PANEL 14 – From Taijiquan to Mindfulness and back again
Giles N Yeates & Tamara A Russell
Beyond Mindfulness: Introducing constructs and practices from Chinese Martial Arts into Western healthcare
Mindfulness meditation has become a widespread and influential set of concepts and practices within Western healthcare, education and neuroscientific communities. However there are several limitations emergent in the rapid transition from the heterogeneous Buddhist spiritual and cultural context of origin, to secular set of techniques in the West. Perspectives on these limitations are shared in this presentation from two clinicians who are also martial artists working with enduring complex physical and mental health problems in the UK’s NHS. Firstly the progressive disembodiment of mindfulness practices during their secularisation as psychotherapy techniques is explored, resulting in the restricted access/benefit of now predominantly sitting meditation practices to those with complex health conditions. A programme that uses Chinese martial arts movements, breathing practices and sequences to improve the accessibility of mindfulness concepts and benefits to these groups will be described. Secondly, the over-extension of mindfulness to many therapeutic mind-body practices within the Western lens is reflected upon, alongside the progressive loss of the original cultural and spiritual contexts of practices such as Tai Ji during their incorporation into Western healthcare. It is argued that these trends have inadvertently masked the unique applied potential of other ancient Eastern spiritual traditions. The Daoist concepts and practices of Flow (famously evangelised by Bruce Lee) and Neidan within Chinese internal martial arts will be shared as an example, together with their planned application within UK stroke rehabilitation.

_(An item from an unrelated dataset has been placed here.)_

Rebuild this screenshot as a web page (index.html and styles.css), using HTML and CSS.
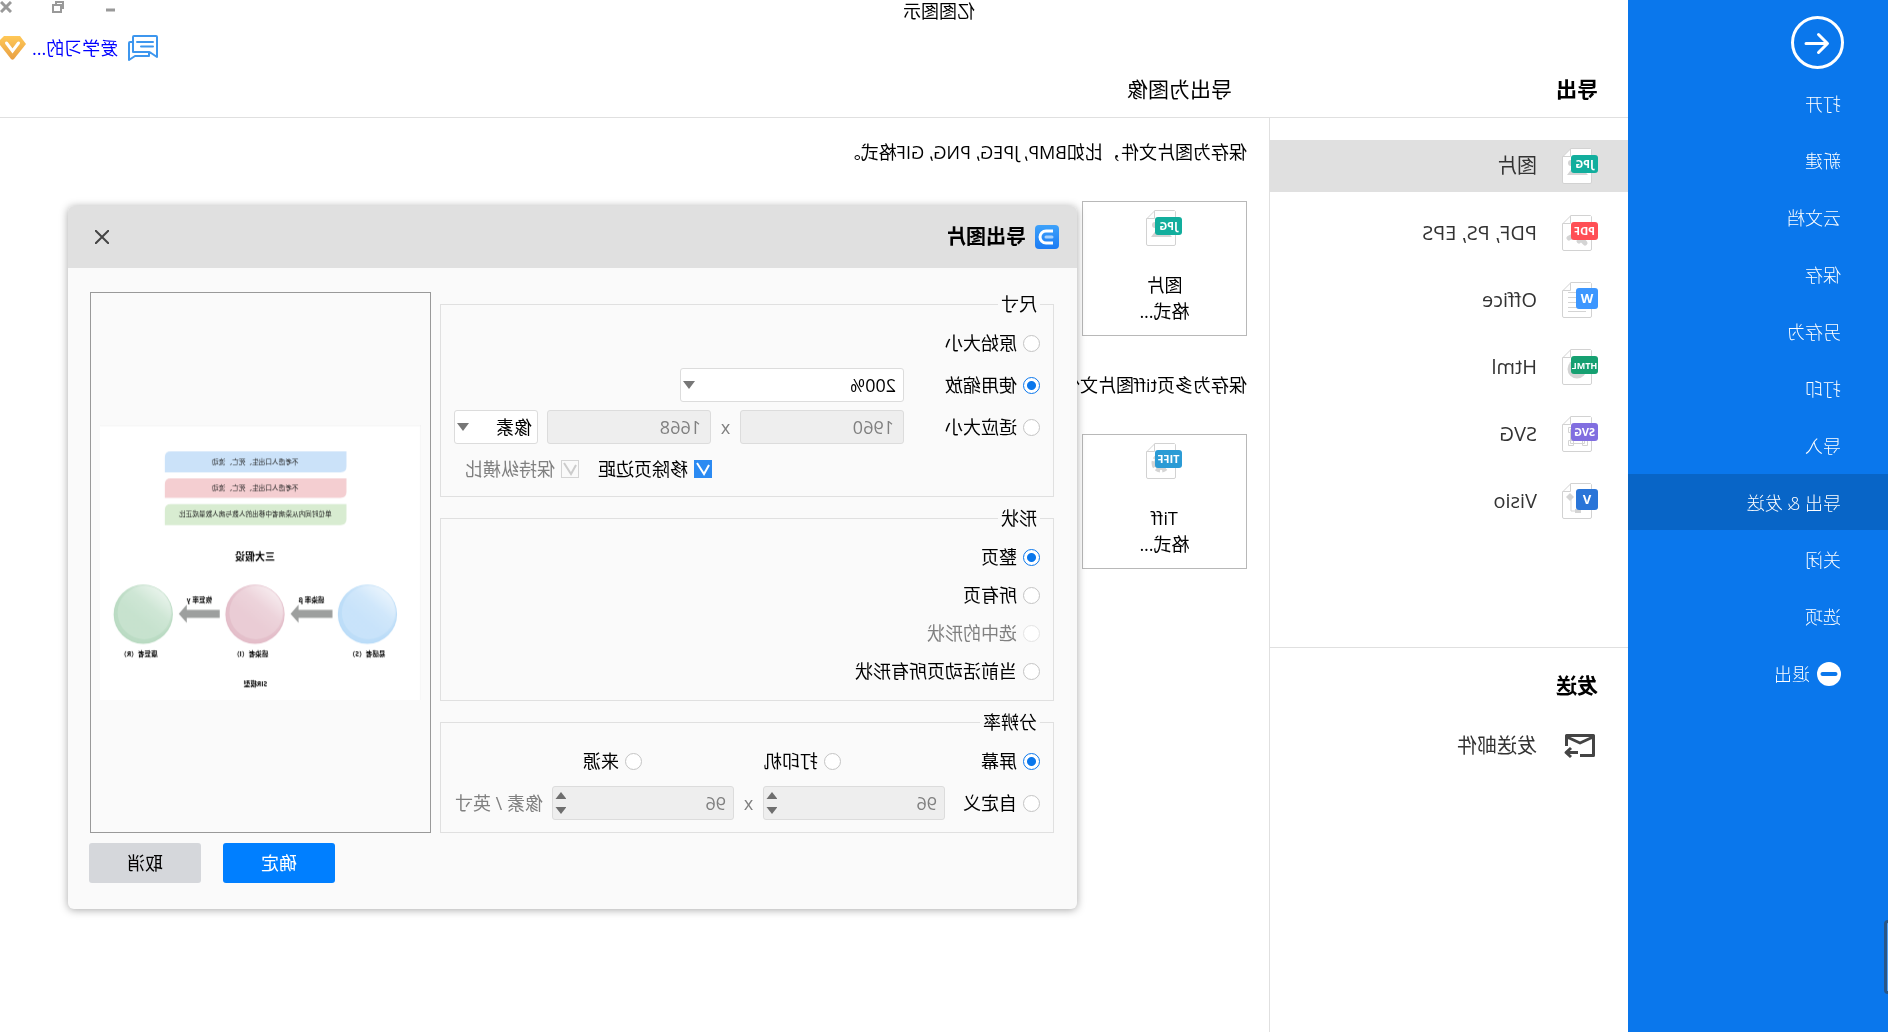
FILE: index.html
```html
<!DOCTYPE html>
<html lang="zh-CN">
<head>
<meta charset="utf-8">
<meta name="viewport" content="width=device-width, initial-scale=1">
<title>亿图图示</title>
<link rel="stylesheet" href="styles.css">
</head>
<body>
<svg class="sprite" aria-hidden="true">
  <symbol id="sheet" viewBox="0 0 36 36">
    <path d="M7.5.5H27L35.500 9V34a1.500 1.500 0 0 1-1.500 1.500H8A1.500 1.500 0 0 1 6.500 34V1.500z" fill="#fff" stroke="#d2d2d2"/>
    <path d="M27.500.5V8.500H35.500" fill="none" stroke="#d2d2d2"/>
  </symbol>
  <symbol id="picture" viewBox="0 0 36 36">
    <use href="#sheet"/>
    <circle cx="27" cy="15" r="3" fill="#d4d4d4"/><path d="M10 27l8-9 4 4 3-3 6 8z" fill="#d4d4d4"/>
    <rect y="7" width="27" height="18" rx="3" fill="#12ae9d"/>
  </symbol>
</svg>

<div class="app">
  <nav class="sidebar">
    <button class="back" aria-label="返回">
      <svg width="53" height="53" viewBox="0 0 53 53" fill="none" stroke="#fff"><circle cx="26.500" cy="26.500" r="25" stroke-width="3"/><path d="M38 27.500H17M25.500 18.500l-9 9 9 9" stroke-width="3" stroke-linecap="round" stroke-linejoin="round"/></svg>
    </button>
    <a href="#">打开</a>
    <a href="#">新建</a>
    <a href="#">云文档</a>
    <a href="#">保存</a>
    <a href="#">另存为</a>
    <a href="#">打印</a>
    <a href="#">导入</a>
    <a href="#" class="active">导出 &amp; 发送</a>
    <a href="#">关闭</a>
    <a href="#">选项</a>
    <a href="#"><svg width="24" height="24" viewBox="0 0 24 24"><circle cx="12" cy="12" r="12" fill="#fff"/><path d="M5.500 12h13" stroke="#0a77ec" stroke-width="4" stroke-linecap="round"/></svg>退出</a>
    <span class="edge-handle"></span>
  </nav>

  <div class="main">
    <header class="header">
      <div class="titlebar">
        <span class="window-title">亿图图示</span>
        <div class="window-controls">
          <button aria-label="最小化"><svg width="12" height="12"><path d="M1 9h9" stroke="#999" stroke-width="3"/></svg></button>
          <button aria-label="还原"><svg width="12" height="12" fill="none" stroke="#999" stroke-width="2"><path d="M3 4h8v7H3z"/><path d="M3 7H1V1h7v3"/></svg></button>
          <button aria-label="关闭窗口"><svg width="12" height="12"><path d="M1 1l10 10M11 1L1 11" stroke="#999" stroke-width="3"/></svg></button>
        </div>
      </div>
      <div class="userbar">
        <svg width="30" height="26" viewBox="0 0 30 26" fill="none" stroke="#3d96ee" stroke-width="2" stroke-linejoin="round" stroke-linecap="round"><path d="M2 1h22q1 0 1 1v15H9l-2 1-6 4V2q0-1 1-1z"/><path d="M25 7h3q1 0 1 1v17l-6-4H9v-3M5 7h16M5 11.500h12"/></svg>
        <a href="#">爱学习的...</a>
        <svg width="26" height="24" viewBox="0 0 26 24"><defs><linearGradient id="gold" x2="0" y2="1"><stop stop-color="#ffc857"/><stop offset="1" stop-color="#e89f43"/></linearGradient></defs><path d="M6 0h16l4 4v5L15 23q-1.500 1.500-3 0L0 8z" fill="url(#gold)"/><path d="M7.500 7l6 8 6-8" fill="none" stroke="#fff" stroke-width="3" stroke-linecap="round"/></svg>
      </div>
      <div class="headings">
        <h1>导出</h1>
        <h2>导出为图像</h2>
      </div>
    </header>

    <div class="columns">
      <aside class="options">
        <section class="formats">
          <a href="#" class="row selected"><svg width="36" height="36" viewBox="0 0 36 36"><use href="#picture"/><text x="13.500" y="20" class="badge">JPG</text></svg>图片</a>
          <a href="#" class="row"><svg width="36" height="36" viewBox="0 0 36 36"><use href="#sheet"/><path d="M13 28q8-10 16-5M14 20l5 6" stroke="#d4d4d4" stroke-width="5" stroke-linecap="round" fill="none"/><rect y="7" width="27" height="18" rx="3" fill="#ff4f55"/><text x="13.500" y="20" class="badge">PDF</text></svg>PDF, PS, EPS</a>
          <a href="#" class="row"><svg width="36" height="36" viewBox="0 0 36 36"><use href="#sheet"/><path d="M14 10.500h16M14 15.500h16M14 20.500h16M14 25.500h16M12 29.500h18" stroke="#d4d4d4"/><rect y="6" width="22" height="21" rx="3" fill="#3d97ff"/><text x="11" y="21" class="badge letter">W</text></svg>Office</a>
          <a href="#" class="row"><svg width="36" height="36" viewBox="0 0 36 36"><use href="#sheet"/><circle cx="21" cy="20" r="9.500" fill="#d4d4d4"/><rect y="7" width="27" height="18" rx="3" fill="#16a071"/><text x="13.500" y="20" class="badge narrow">HTML</text></svg>Html</a>
          <a href="#" class="row"><svg width="36" height="36" viewBox="0 0 36 36"><use href="#sheet"/><path d="M13.500 13.500h14v14h-14zM10.500 24.500h5v5h-5zM24.500 24.500h5v5h-5zM24.500 11.500h5v5h-5z" fill="#fff" stroke="#d4d4d4"/><rect y="7" width="27" height="18" rx="3" fill="#816ee0"/><text x="13.500" y="20" class="badge">SVG</text></svg>SVG</a>
          <a href="#" class="row"><svg width="36" height="36" viewBox="0 0 36 36"><use href="#sheet"/><path d="M20 28h7V14" stroke="#d4d4d4" fill="none"/><path d="M28 10l4 4-4 4-4-4zM17 26h6v4h-6z" fill="#d4d4d4"/><rect y="6" width="22" height="21" rx="3" fill="#2a75d8"/><text x="11" y="21" class="badge letter">V</text></svg>Visio</a>
        </section>
        <section class="send">
          <h2>发送</h2>
          <a href="#" class="row"><svg width="36" height="36" viewBox="0 0 36 36" fill="none" stroke="#444" stroke-width="3" stroke-linejoin="round"><path d="M18 27.500H4.500V7.500H31.500V18M5 9l13 6 13-6"/><path d="M20 24.500H31M27 20l5 4.500-5 4.500"/></svg>发送邮件</a>
        </section>
      </aside>

      <main class="content">
        <p>保存为图片文件，比如BMP, JPEG, PNG, GIF格式。</p>
        <button class="card"><svg width="36" height="36" viewBox="0 0 36 36"><use href="#picture"/><text x="13.500" y="20" class="badge">JPG</text></svg><span>图片<br>格式...</span></button>
        <p>保存为多页tiff图片文件。</p>
        <button class="card"><svg width="36" height="36" viewBox="0 0 36 36"><use href="#sheet"/><circle cx="21" cy="20" r="7" fill="none" stroke="#d4d4d4" stroke-width="5" stroke-dasharray="4 2"/><circle cx="21" cy="20" r="7" fill="#d4d4d4"/><rect y="7" width="27" height="18" rx="3" fill="#2b9bd5"/><text x="13.500" y="20" class="badge">TIFF</text></svg><span>Tiff<br>格式...</span></button>
      </main>
    </div>
  </div>

  <form class="dialog" role="dialog" aria-labelledby="dialog-title">
    <header class="dialog-header">
      <svg width="24" height="24" viewBox="0 0 24 24" fill="none" stroke-width="3"><defs><linearGradient id="logo" x2="0" y2="1"><stop stop-color="#3ea2fa"/><stop offset="1" stop-color="#1b7bf4"/></linearGradient></defs><rect width="24" height="24" rx="4" fill="url(#logo)"/><path d="M6 6h7a6 6 0 0 1 0 12H6" stroke="#fff"/><path d="M7 12h6" stroke="#a9d2fc" stroke-linecap="round"/></svg>
      <h2 id="dialog-title">导出图片</h2>
      <button type="button" class="close" aria-label="关闭"><svg width="14" height="14"><path d="M0 0l14 14M14 0L0 14" stroke="#444" stroke-width="2"/></svg></button>
    </header>

    <div class="dialog-body">
      <div class="groups">
        <fieldset class="size">
          <legend>尺寸</legend>
          <div class="line"><label class="pick"><input type="radio" name="size">原始大小</label></div>
          <div class="line">
            <label class="pick lead"><input type="radio" name="size" checked>使用缩放</label>
            <select class="zoom" aria-label="缩放比例"><option>200%</option></select>
          </div>
          <div class="line">
            <label class="pick lead"><input type="radio" name="size">适应大小</label>
            <input class="field" type="text" value="1960" aria-label="宽度" disabled>
            <span class="times">x</span>
            <input class="field" type="text" value="1668" aria-label="高度" disabled>
            <select class="unit" aria-label="单位"><option>像素</option></select>
          </div>
          <div class="line checks">
            <label class="pick"><input type="checkbox" checked>移除页边距</label>
            <label class="pick off"><input type="checkbox" checked disabled>保持纵横比</label>
          </div>
        </fieldset>

        <fieldset class="shape">
          <legend>形状</legend>
          <div class="line"><label class="pick"><input type="radio" name="shape" checked>整页</label></div>
          <div class="line"><label class="pick"><input type="radio" name="shape">所有页</label></div>
          <div class="line"><label class="pick off"><input type="radio" name="shape" disabled>选中的形状</label></div>
          <div class="line"><label class="pick"><input type="radio" name="shape">当前活动页所有形状</label></div>
        </fieldset>

        <fieldset class="dpi">
          <legend>分辨率</legend>
          <div class="line thirds">
            <label class="pick"><input type="radio" name="dpi" checked>屏幕</label>
            <label class="pick"><input type="radio" name="dpi">打印机</label>
            <label class="pick"><input type="radio" name="dpi">来源</label>
          </div>
          <div class="line">
            <label class="pick custom"><input type="radio" name="dpi">自定义</label>
            <span class="spin"><input type="number" value="96" aria-label="水平分辨率" disabled><i class="up"></i><i class="down"></i></span>
            <span class="times">x</span>
            <span class="spin"><input type="number" value="96" aria-label="垂直分辨率" disabled><i class="up"></i><i class="down"></i></span>
            <span class="per">像素 / 英寸</span>
          </div>
        </fieldset>
      </div>

      <div class="preview">
        <svg viewBox="0 0 965 829" role="img" aria-label="预览">
          <defs>
            <linearGradient id="shine" x1="0.100" y1="0.050" x2="0.550" y2="0.600"><stop stop-color="#fff" stop-opacity=".75"/><stop offset=".6" stop-color="#fff" stop-opacity=".18"/><stop offset="1" stop-color="#fff" stop-opacity=".05"/></linearGradient>
          </defs>
          <rect width="965" height="829" fill="#fff"/>
          <path d="M0 829V1H965" fill="none" stroke="#eee" stroke-width="3"/>
          <path d="M224 79h528q18 0 18 18v45H242q-18 0-18-18z" fill="#cbe2f9"/>
          <path d="M224 160h528q18 0 18 18v41H242q-18 0-18-18z" fill="#f4ced1"/>
          <path d="M224 238h528q18 0 18 18v45H242q-18 0-18-18z" fill="#d8ecd1"/>
          <text x="498" y="118">不考虑人口出生、死亡、流动</text>
          <text x="498" y="197">不考虑人口出生、死亡、流动</text>
          <text x="498" y="274">单位时间内从染病者中移出的人数与病人数量成正比</text>
          <text x="499" y="407" class="big">三大假设</text>
          <g>
            <circle cx="161" cy="569" r="89" fill="#badcf8"/><circle cx="158" cy="564" r="80" fill="#c6e2fa"/><circle cx="161" cy="567" r="86" fill="url(#shine)"/>
            <circle cx="499" cy="569" r="89" fill="#e3bcc8"/><circle cx="496" cy="564" r="80" fill="#e9cad3"/><circle cx="499" cy="567" r="86" fill="url(#shine)"/>
            <circle cx="835" cy="569" r="89" fill="#b8dac1"/><circle cx="832" cy="564" r="80" fill="#c4e1cc"/><circle cx="835" cy="567" r="86" fill="url(#shine)"/>
          </g>
          <path d="M266 556h102v-16l24 28-24 27v-15H266zM605 556h99v-16l24 28-24 27v-15h-99z" fill="#9d9f9e"/>
          <g class="strong">
            <text x="329" y="532">感染率 β</text>
            <text x="666" y="532">恢复率 γ</text>
            <text x="162" y="694">易感者（S）</text>
            <text x="512" y="694">感染者（I）</text>
            <text x="848" y="694">康复者（R）</text>
            <text x="498" y="787">SIR模型</text>
          </g>
        </svg>
      </div>
    </div>

    <footer class="dialog-footer">
      <button type="submit" class="ok">确定</button>
      <button type="button" class="cancel">取消</button>
    </footer>
  </form>
</div>
</body>
</html>
```
FILE: styles.css
```css
* { box-sizing: border-box; }

body {
  margin: 0;
  background: #fff;
  color: #000;
  font-family: "Open Sans", "Noto Sans CJK SC", sans-serif;
  font-size: 18px;
  line-height: 26px;
}

h1, h2, p { margin: 0; font-weight: 400; }
a { color: inherit; text-decoration: none; }
svg { display: block; flex: none; }
button, input, select { font: inherit; color: inherit; }
button { padding: 0; border: 0; background: none; cursor: pointer; }

.sprite { position: absolute; width: 0; height: 0; }

/* The whole interface runs as a mirror image. */
.app {
  position: relative;
  display: grid;
  grid-template-columns: 260px 1fr;
  min-height: 100vh;
  overflow: hidden;
  transform: scaleX(-1);
}

/* Sidebar */
.sidebar {
  position: relative;
  z-index: 1;
  display: flex;
  flex-direction: column;
  gap: 1px;
  padding-top: 16px;
  background: #0a77ec;
  color: #fff;
  font-weight: 300;
}
.back { align-self: flex-start; margin: 0 0 5px 44px; }
.sidebar a {
  display: flex;
  align-items: center;
  gap: 7px;
  height: 56px;
  padding: 2px 0 0 47px;
}
.sidebar .active { background: #0865c7; }
.edge-handle {
  position: absolute;
  left: 0;
  top: 920px;
  width: 4px;
  height: 74px;
  border: 3px solid #2a5685;
  border-left: 0;
  border-radius: 0 6px 6px 0;
  background: #4f9df0;
}

/* Header */
.main { display: flex; flex-direction: column; min-width: 0; }
.header { border-bottom: 1px solid #e0e0e0; }
.titlebar {
  display: grid;
  grid-template-columns: 1fr auto 1fr;
  height: 22px;
  margin-left: -250px;
}
.window-title { grid-column: 2; line-height: 22px; }
.window-controls {
  display: flex;
  justify-content: flex-end;
  align-items: flex-start;
  gap: 40px;
  padding-top: 1px;
}
.userbar {
  display: flex;
  justify-content: flex-end;
  align-items: center;
  height: 40px;
  padding-top: 12px;
}
.userbar a { margin: 0 6px 0 10px; color: #00f; }
.headings {
  display: grid;
  grid-template-columns: 366px 1fr;
  align-items: center;
  height: 55px;
  padding: 0 0 2px 30px;
  font-size: 21px;
}
.headings h1 { font-size: 21px; font-weight: 700; }
.headings h2 { font-size: 21px; }

/* Export format list */
.columns { flex: 1; display: grid; grid-template-columns: 358px 1fr; }
.formats {
  display: flex;
  flex-direction: column;
  gap: 15px;
  min-height: 529px;
  padding-top: 22px;
}
.row {
  display: flex;
  align-items: center;
  gap: 25px;
  height: 52px;
  padding-left: 30px;
  color: #333;
  font-size: 20px;
}
.selected { background: #e0e0e0; }
.badge {
  fill: #fff;
  font: 700 11px "Open Sans", sans-serif;
  text-anchor: middle;
}
.narrow { font-size: 9px; }
.letter { font-size: 13px; }
.send { padding-top: 22px; border-top: 1px solid #e0e0e0; }
.send h2 {
  margin-bottom: 20px;
  padding-left: 30px;
  font-size: 21px;
  font-weight: 700;
  line-height: 30px;
}

/* Export target cards */
.content {
  display: flex;
  flex-direction: column;
  align-items: flex-start;
  gap: 35px;
  padding: 20px 22px;
  border-left: 1px solid #e0e0e0;
}
.content p { line-height: 28px; }
.card {
  display: flex;
  flex-direction: column;
  align-items: center;
  gap: 26px;
  width: 165px;
  height: 135px;
  padding-top: 8px;
  border: 1px solid #b8b8b8;
}

/* Dialog */
.dialog {
  position: absolute;
  top: 206px;
  right: 68px;
  z-index: 2;
  width: 1009px;
  border-radius: 6px;
  background: #fafafa;
  box-shadow: 0 1px 8px rgba(0, 0, 0, .35);
}
.dialog-header {
  display: flex;
  align-items: center;
  gap: 9px;
  height: 62px;
  padding: 0 27px 0 18px;
  border-radius: 6px 6px 0 0;
  background: #e0e0e0;
}
.dialog-header h2 { font-size: 20px; font-weight: 700; }
.close { margin-left: auto; }
.dialog-body {
  display: grid;
  grid-template-columns: 1fr 341px;
  gap: 9px;
  padding: 24px 22px 0 23px;
}
.groups { display: flex; flex-direction: column; gap: 9px; min-width: 0; }

fieldset {
  display: flex;
  flex-direction: column;
  gap: 8px;
  min-width: 0;
  margin: 0;
  padding: 10px 13px;
  border: 1px solid #e0e0e0;
}
legend { padding: 0 3px; line-height: 24px; }
.size { height: 205px; }
.shape { height: 195px; gap: 4px; }
.dpi { height: 123px; }

.line { display: flex; align-items: center; height: 34px; }
.pick { display: flex; align-items: center; gap: 6px; white-space: nowrap; }
.lead { width: 136px; }
.custom { width: 95px; }
.thirds .pick { flex: none; width: 199px; }
.thirds .pick:last-child { width: auto; }
.checks { justify-content: flex-end; gap: 19px; padding-right: 11px; }
.off, .times, .per { color: #808080; }
.times { width: 29px; text-align: center; }
.per { margin-left: 9px; }

input[type="radio"] {
  appearance: none;
  width: 17px;
  height: 17px;
  margin: 0;
  border: 1px solid #c4c4c4;
  border-radius: 50%;
  background: #fff;
}
input[type="radio"]:checked {
  border-color: #0a77ec;
  background: radial-gradient(circle, #0a77ec 4px, #fff 5px);
}
input[type="radio"]:disabled { border-color: #e4e4e4; }

input[type="checkbox"] {
  appearance: none;
  width: 18px;
  height: 18px;
  margin: 0;
  border: 1px solid #2b8af2;
  background: #2b8af2 url("data:image/svg+xml,%3Csvg xmlns='http://www.w3.org/2000/svg' width='16' height='16'%3E%3Cpath d='M2 4l5 9 7-11' fill='none' stroke='%23fff' stroke-width='2'/%3E%3C/svg%3E") center no-repeat;
}
input[type="checkbox"]:disabled {
  border-color: #d4d4d4;
  background: #fafafa url("data:image/svg+xml,%3Csvg xmlns='http://www.w3.org/2000/svg' width='16' height='16'%3E%3Cpath d='M2 4l5 9 7-11' fill='none' stroke='%23ccc' stroke-width='2'/%3E%3C/svg%3E") center no-repeat;
}

select, .field, .spin {
  height: 34px;
  border: 1px solid #dcdcdc;
  border-radius: 3px;
}
select {
  appearance: none;
  padding: 0 0 0 7px;
  background: #fff url("data:image/svg+xml,%3Csvg xmlns='http://www.w3.org/2000/svg' width='12' height='8'%3E%3Cpath d='M0 0h12L6 8z' fill='%23777'/%3E%3C/svg%3E") right 2px center no-repeat;
}
.zoom { width: 224px; }
.unit { width: 84px; margin-left: 9px; padding-left: 5px; }
.field {
  width: 164px;
  padding: 0 9px;
  background: #eee;
  color: #808080;
}
.spin {
  display: grid;
  grid-template: 1fr 1fr / 1fr 12px;
  justify-items: center;
  row-gap: 8px;
  width: 182px;
  padding: 5px 2px 5px 7px;
  background: #eee;
}
.spin input {
  grid-row: 1 / 3;
  align-self: center;
  width: 100%;
  padding: 0;
  border: 0;
  background: none;
  color: #808080;
  appearance: textfield;
}
.up, .down { width: 11px; height: 7px; background: #6e6e6e; }
.up { align-self: end; clip-path: polygon(0 100%, 50% 0, 100% 100%); }
.down { clip-path: polygon(0 0, 100% 0, 50% 100%); }

.preview {
  display: flex;
  align-items: center;
  padding: 0 9px;
  border: 1px solid #999;
}
.preview svg { width: 100%; }
.preview text { font-size: 20px; text-anchor: middle; fill: #222; }
.preview .strong text { font-weight: 700; fill: #000; }
.preview .big { font-size: 30px; font-weight: 700; fill: #000; }

.dialog-footer {
  display: flex;
  justify-content: flex-end;
  gap: 22px;
  padding: 10px 21px 26px;
}
.dialog-footer button { width: 112px; height: 40px; border-radius: 3px; }
.ok { background: #007fff; color: #fff; }
.cancel { background: #d5d7db; }
```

Bodily Sense and Spiritually Sensibility: the practices of Tai Chi Quan in the UK
This research takes one of the primary contemporary icons of Chinese tradition – the popular practice of Tai Chi – and subjects its career in both China and the West, to a series of critical interrogations focusing on three main moments; the invention and (re)imagination of tradition, the practice’s migration from China to the West, and its translation by its English practitioners. Based on ethnography in the United Kingdom it explores the contending understandings of Tai Chi among its British practitioners, both teachers and students. It explores the ways in which British practitioners’ invention and translation of bodily sense such as rou (softness), xu (emptiness) and how these bodily senses shape the practitioners’ understanding tai chi quan as a spiritual discipline rather than martial arts.
Mark Langweiler & Stefanie Sachsenmaier
On Not Neglecting the Near for the Far: The Practice of Wu Style Tai Chi Chuan
Drawing on a range of perspectives, this contribution presents a discussion of some of the philosophical principles underlying the practice of Wu Style Tai Chi Chuan. Based on the Daoist concepts of ‘the constant within change’ and ‘movement within stillness’, Tai Chi Chuan can be understood as the physical embodiment of these principles. Relying on an analysis of the underlying anatomical structures, along with concepts of the theory of practice, the present discussion focuses on several aspects of the Wu Family archive with particular emphasis on the process of ‘practising of the self’ as a means to martial skill. As a martial art it is a training system in which the practitioner prepares for the continual relational changes that an opponent might present. Through discussion and the presentation of examples of selected forms, as well as pushing hands techniques, we seek to highlight the mental, emotional and physical components this state of ‘constant readiness within the changing martial parameters’ might involve.